Anticolonialism
Rethinking DEI: Why It’s Time for a More Transformative Approach
#UnpopularTake: Maybe it’s time for the DEI industry to die a natural death.
If you’re like me, you may have been surprised to learn just how little impact traditional DEI efforts have made historically. Lily Zheng’s DEI Deconstructed lays this out clearly, and it’s time to ask ourselves a crucial question: Are we truly advancing equity, or are we just checking boxes?
Let’s be clear: This is not an argument against resourcing Black-led and BIPOC organizations—funding for these efforts should increase, not decline. Nor is this about dismissing representation, equity, or inclusion within workplaces. These things matter. But when we zoom out, it becomes painfully obvious that most DEI initiatives are reactionary and surface-level because they never started with a root-cause analysis to begin with
This is also not an argument against funding critical services and vital research that helps policymakers shape accurate approaches/solutions to their work. But it is about helping people understand what underlies the root of it all..

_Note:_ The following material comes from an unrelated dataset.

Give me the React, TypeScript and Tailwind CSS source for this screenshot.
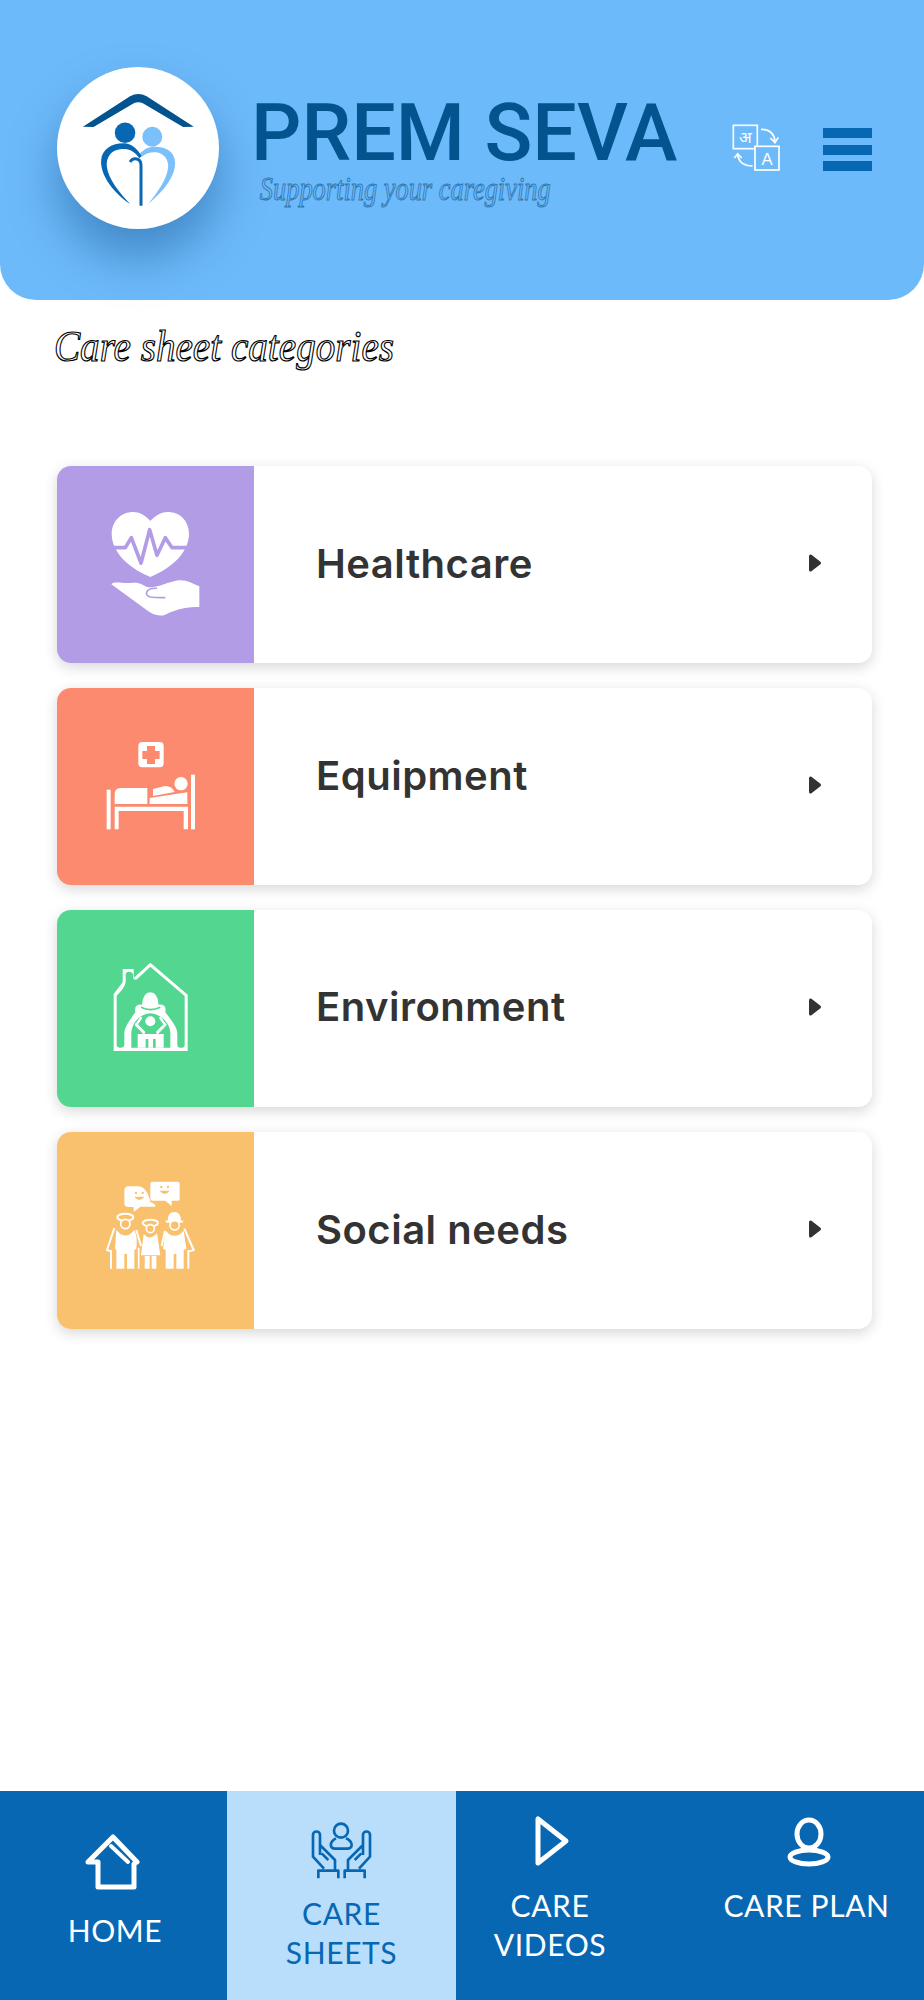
const categories = [
  { name: "Healthcare", color: "bg-[#b19ce5]", Icon: HealthIcon, labelClass: "pb-[2px]" },
  { name: "Equipment", color: "bg-[#fb8a6e]", Icon: BedIcon, labelClass: "pb-[22px]" },
  { name: "Environment", color: "bg-[#52d690]", Icon: HomeCareIcon, labelClass: "pb-[4px]" },
  { name: "Social needs", color: "bg-[#f9c16e]", Icon: SocialIcon, labelClass: "pb-[2px]" },
];

function LogoIcon() {
  return (
    <svg viewBox="50 50 488 488" className="h-full w-full">
      <path d="M128 230 L270 138 Q295 124 320 138 L462 230 L430 231 L310 160 Q295 153 280 160 L160 231 Z" fill="#03538f" />
      <circle cx="255" cy="248" r="31" fill="#0767b3" />
      <circle cx="337" cy="260" r="30" fill="#7cc0fb" />
      <path d="M325 463 C375 420 405 380 406 340 C405 305 380 290 345 290 C325 290 312 298 300 310 L305 320 C320 308 335 305 350 307 C375 312 385 330 385 350 C382 390 350 430 325 463 Z" fill="#7cc0fb" />
      <path d="M270 463 C210 420 180 370 183 330 C186 295 220 278 255 280 C275 282 290 295 305 318 L298 325 C280 300 262 295 240 298 C210 302 198 325 200 350 C205 390 240 430 270 463 Z" fill="#0767b3" />
      <path d="M303 468 V345 C303 325 280 320 270 336" fill="none" stroke="#0767b3" strokeWidth="9" />
    </svg>
  );
}

function TranslateIcon() {
  return (
    <svg viewBox="90 70 150 150" className="h-[50px] w-[50px]">
      <rect x="97" y="80" width="72" height="70" fill="none" stroke="white" strokeWidth="5" />
      <text x="133" y="132" textAnchor="middle" fontSize="50" fill="white" fontFamily="'Noto Sans', 'DejaVu Sans', sans-serif">अ</text>
      <rect x="162" y="143" width="72" height="71" fill="#6dbafa" stroke="white" strokeWidth="5" />
      <text x="198" y="199" textAnchor="middle" fontSize="50" fill="white" fontFamily="'Liberation Sans', sans-serif">A</text>
      <path d="M180 92 C205 92 220 105 222 128 M208 118 L222 132 L232 116" fill="none" stroke="white" strokeWidth="5" />
      <path d="M155 202 C130 202 113 190 110 168 M100 178 L110 165 L122 178" fill="none" stroke="white" strokeWidth="5" />
    </svg>
  );
}

function HealthIcon() {
  return (
    <svg viewBox="20 17 591 591" className="h-full w-full">
      <path d="M300 350 C250 330 185 285 184 222 C184 180 215 155 248 155 C272 155 290 170 300 182 C310 170 330 155 352 155 C388 155 416 180 416 222 C415 285 350 330 300 350 Z" fill="white" />
      <path d="M190 262 H225 L243 232 L272 308 L298 208 L320 285 L345 232 L365 262 H410" fill="none" stroke="#b19ce5" strokeWidth="11" strokeLinejoin="round" strokeLinecap="round" />
      <path d="M183 372 C190 362 215 370 240 368 C265 365 275 372 290 380 C320 385 350 365 385 360 C410 358 425 370 447 378 L447 440 C415 440 380 445 345 463 C325 470 305 462 290 450 Z" fill="white" />
      <path d="M320 384 C285 382 280 405 300 410 C320 413 335 412 345 412" fill="none" stroke="#b19ce5" strokeWidth="5" />
    </svg>
  );
}

function BedIcon() {
  return (
    <svg viewBox="20 22 591 591" className="h-full w-full">
      <rect x="264" y="184" width="76" height="76" rx="12" fill="white" />
      <path d="M290 196 H314 V211 H328 V235 H314 V250 H290 V235 H276 V211 H290 Z" fill="#fb8a6e" />
      <rect x="169" y="327" width="12" height="119" fill="white" />
      <rect x="422" y="282" width="12" height="164" fill="white" />
      <circle cx="392" cy="309" r="20" fill="white" />
      <path d="M193 370 V340 Q193 322 211 322 H291 V370 Z" fill="white" />
      <path d="M308 325 L345 316 Q365 316 373 334 L308 346 Z" fill="white" />
      <path d="M298 352 L411 335 V370 H298 Z" fill="white" />
      <path d="M193 378 H413 V446 H400 V391 H205 V446 H193 Z" fill="white" />
    </svg>
  );
}

function HomeCareIcon() {
  const bg = "#52d690";
  return (
    <svg viewBox="20 28 591 591" className="h-full w-full">
      <path d="M217 205 H250 V232 L300 186 L412 282 V451 H190 V280 L217 245 Z" fill="white" />
      <path d="M199 432 V285 C212 270 226 258 226 240 V222 Q226 213 236 213 Q248 213 248 224 V232 Q255 243 264 232 L300 198 L403 286 V432 Q403 441 395 441 H390 Q381 441 381 432 V400 C381 375 355 350 345 335 Q350 310 325 312 Q322 275 300 275 Q278 275 275 312 Q250 310 255 335 C245 350 222 375 222 400 V432 Q222 441 210 441 Q199 441 199 432 Z" fill={bg} />
      <path d="M243 441 V395 C245 370 265 340 300 338 C335 340 358 370 360 395 V441 Z" fill={bg} />
      <path d="M272 320 Q300 334 330 320" fill="none" stroke={bg} strokeWidth="5" />
      <circle cx="300" cy="362" r="15" fill="white" />
      <path d="M258 372 L280 395 M344 372 L322 395" fill="none" stroke="white" strokeWidth="9" strokeLinecap="round" />
      <path d="M258 372 L272 352 M344 372 L330 352" fill="none" stroke="white" strokeWidth="7" strokeLinecap="round" />
      <path d="M262 441 V400 H340 V441 H316 V415 H308 V441 H294 V415 H286 V441 Z" fill="white" />
    </svg>
  );
}

function SocialIcon() {
  const bg = "#f9c16e";
  return (
    <svg viewBox="20 18 591 591" className="h-full w-full">
      <path d="M235 181 H262 C285 181 295 205 300 228 Q318 235 315 242 H270 L250 258 V243 H235 Q222 243 222 230 V194 Q222 181 235 181 Z" fill="white" />
      <circle cx="257" cy="201" r="3.5" fill={bg} />
      <circle cx="277" cy="201" r="3.5" fill={bg} />
      <path d="M252 212 Q267 232 282 212 Z" fill={bg} />
      <path d="M306 167 H382 Q388 167 388 173 V218 Q388 224 382 224 H364 V240 L345 224 H306 Q300 224 300 218 V173 Q300 167 306 167 Z" fill="white" />
      <circle cx="333" cy="183" r="3.5" fill={bg} />
      <circle cx="353" cy="183" r="3.5" fill={bg} />
      <path d="M328 194 Q343 214 358 194 Z" fill={bg} />

      <ellipse cx="225" cy="274" rx="24" ry="11" fill={bg} stroke="white" strokeWidth="6" />
      <circle cx="225" cy="294" r="14" fill={bg} stroke="white" strokeWidth="5" />
      <path d="M198 312 Q225 345 252 312 Q262 330 258 368 L252 372 V428 H230 V384 H222 V428 H198 V372 L194 368 Z" fill="white" />
      <path d="M192 306 L170 372 L182 376 M182 372 V428 M258 312 L272 360" fill="none" stroke="white" strokeWidth="6" />
      <path d="M265 365 V428" fill="none" stroke="white" strokeWidth="5" />

      <ellipse cx="300" cy="291" rx="23" ry="10" fill={bg} stroke="white" strokeWidth="6" />
      <circle cx="300" cy="308" r="12" fill={bg} stroke="white" strokeWidth="5" />
      <path d="M280 325 Q300 345 320 322 L330 388 H272 Z" fill="white" />
      <path d="M283 390 H298 V428 H283 Z M304 390 H318 V428 H304 Z" fill="white" />

      <path d="M352 284 Q352 258 372 258 Q392 258 392 284 H400 L396 290 H348 L344 284 Z" fill="white" />
      <circle cx="373" cy="298" r="14" fill={bg} stroke="white" strokeWidth="5" />
      <path d="M346 314 Q372 345 400 314 L408 368 L400 372 V428 H378 V384 H370 V428 H346 V372 L338 368 Z" fill="white" />
      <path d="M402 308 L430 372 L418 376 M414 372 V428 M344 314 L334 360" fill="none" stroke="white" strokeWidth="6" />
    </svg>
  );
}

function CareSheetsIcon() {
  const hand = "M99 75 A10 10 0 0 1 120 75 V135 M99 75 V140 L132 176 M120 105 L165 150 V180 M125 130 L145 150 M115 205 V182 H175 V205";
  return (
    <svg viewBox="0 0 390 270" className="mt-[19px] h-[90px] w-[130px] translate-x-[3px]">
      <circle cx="183" cy="62" r="21" fill="none" stroke="#0767b3" strokeWidth="8" />
      <path d="M168 85 C148 95 148 116 165 116 H202 C220 116 220 95 198 85" fill="none" stroke="#0767b3" strokeWidth="8" />
      <g fill="none" stroke="#0767b3" strokeWidth="8" strokeLinejoin="round">
        <path d={hand} />
        <g transform="translate(369 0) scale(-1 1)">
          <path d={hand} />
        </g>
      </g>
    </svg>
  );
}

function Card({ name, color, Icon, labelClass }: (typeof categories)[number]) {
  return (
    <div className="flex h-[197px] items-center overflow-hidden rounded-[14px] bg-white shadow-[0_4px_14px_rgba(0,0,0,0.16)]">
      <div className={`h-full w-[197px] shrink-0 ${color}`}>
        <Icon />
      </div>
      <div className={`ml-[62px] flex-1 text-[40px] font-semibold tracking-[0.5px] text-[#333333] [font-family:Inter,sans-serif] ${labelClass}`}>
        {name}
      </div>
      <svg viewBox="0 0 14 20" className="mb-[3px] mr-[50px] h-[20px] w-[14px]">
        <path d="M2.5 3 L11.5 10 L2.5 17 Z" fill="#333333" stroke="#333333" strokeWidth="3" strokeLinejoin="round" />
      </svg>
    </div>
  );
}

export default function App() {
  return (
    <div className="flex h-[2000px] w-[924px] flex-col bg-white">
      <header className="flex h-[300px] shrink-0 items-start rounded-b-[36px] bg-[#6dbafa] pl-[57px]">
        <div className="mt-[67px] h-[162px] w-[162px] shrink-0 rounded-full bg-white shadow-[0_28px_50px_rgba(3,60,120,0.4)]">
          <LogoIcon />
        </div>
        <div className="ml-[32px] mt-[97px]">
          <div className="text-[79px] font-medium leading-[72px] text-[#03538f] [font-family:Roboto,sans-serif]">PREM SEVA</div>
          <div className="origin-left scale-x-[0.8] pl-[11px] text-[33px] italic leading-[40px] text-transparent [-webkit-text-stroke:1px_#2f78b4] [font-family:'Liberation_Serif',serif]">
            Supporting your caregiving
          </div>
        </div>
        <div className="ml-auto mr-[52px] mt-[122px] flex items-start gap-[42px]">
          <TranslateIcon />
          <div className="mt-[6px] flex flex-col gap-[6.5px]">
            <div className="h-[10px] w-[49px] bg-[#0767b3]" />
            <div className="h-[10px] w-[49px] bg-[#0767b3]" />
            <div className="h-[10px] w-[49px] bg-[#0767b3]" />
          </div>
        </div>
      </header>

      <h1 className="ml-[54px] mt-[17px] origin-left scale-x-[0.89] text-[44px] italic leading-[60px] text-white [-webkit-text-stroke:1.2px_#000] [font-family:'Liberation_Serif',serif]">
        Care sheet categories
      </h1>

      <main className="ml-[57px] mr-[52px] mt-[89px] flex flex-col gap-[25px]">
        {categories.map((category) => (
          <Card key={category.name} {...category} />
        ))}
      </main>

      <nav className="mt-auto flex h-[209px] bg-[#0767b3] text-center text-[30px] leading-[39px] tracking-[0.6px] text-white [font-family:Lato,sans-serif]">
        <div className="flex w-[227px] flex-col items-center pl-[3px]">
          <svg viewBox="0 0 60 60" className="mt-[43px] h-[60px] w-[60px] -translate-x-[3px]">
            <path d="M16 53 V28 H6 L31 3 L55 28 M52 30 V53 H16" fill="none" stroke="white" strokeWidth="5" strokeLinejoin="round" strokeLinecap="round" />
            <path d="M29 12 L46 28" fill="none" stroke="white" strokeWidth="4" strokeLinecap="round" />
          </svg>
          <div className="mt-[17px]">HOME</div>
        </div>
        <div className="flex w-[229px] flex-col items-center bg-[#b8defc] text-[#0767b3]">
          <CareSheetsIcon />
          <div className="-mt-[6px]">CARE<br />SHEETS</div>
        </div>
        <div className="flex w-[188px] flex-col items-center">
          <svg viewBox="0 0 40 52" className="mt-[24px] h-[52px] w-[40px]">
            <path d="M8 4 V48 L36 26 Z" fill="none" stroke="white" strokeWidth="5" strokeLinejoin="round" />
          </svg>
          <div className="mt-[19px]">CARE<br />VIDEOS</div>
        </div>
        <div className="flex flex-1 flex-col items-center pl-[45px]">
          <svg viewBox="0 0 50 52" className="mt-[26px] h-[52px] w-[50px] translate-x-[2px]">
            <ellipse cx="25" cy="17" rx="12" ry="14" fill="none" stroke="white" strokeWidth="5" />
            <ellipse cx="25" cy="40" rx="19" ry="7" fill="none" stroke="white" strokeWidth="5" />
          </svg>
          <div className="mt-[17px]">CARE PLAN</div>
        </div>
      </nav>
    </div>
  );
}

The Missing Link: Anticolonialism
True antiracism and justice work are deeply tied to one key root: anticolonialism.
Most DEI efforts attempt to carve out space within existing power structures, rather than fundamentally reshaping those structures. They seek inclusion at a table that was not built with equity in mind, rather than questioning who sets the table, who writes the agenda, and who decides what’s on the menu. Without this deeper interrogation, DEI becomes another mechanism for reinforcing the very systems it claims to disrupt.
The Eurocentric and Colonialist Foundations of Our Institutions
Eurocentrism and colonialism shape how many of our organizations behave, how they define success, and how they frame equity itself. The nonprofit and philanthropic sectors, for example, often replicate extractive models where funding priorities, impact metrics, and decision-making structures are designed by those with institutional power, rather than those most impacted by systemic inequities.
Corporate DEI programs often take a similar approach—tweaking policies, providing trainings, or adding “diverse” candidates into spaces that were never built with their thriving in mind. Without shifting the underlying power dynamics, these efforts are doomed to be performative at best and harmful at worst.
A Different Approach: Moving Beyond DEI
If we want to move the needle in a meaningful way, we need to stop treating DEI as an end goal and instead view it as a starting point for deeper structural transformation.
That means:
Centering anticolonial and abolitionist frameworks in our approach to equity work.
Shifting power and decision-making to the communities most impacted by inequity.
Moving from “diversity and inclusion” to justice and liberation as our guiding principles.
Challenging the economic and governance models that sustain inequities in our workplaces, philanthropy, and public institutions.
It’s time to move past the limitations of DEI as an industry and build something that truly serves the work of justice and liberation. If we’re not actively questioning and dismantling the colonial mindsets that shape our institutions, then we’re not doing the work—we’re just repackaging the same problems under a new label.
Let’s have the conversation. What would a truly transformative approach to equity look like?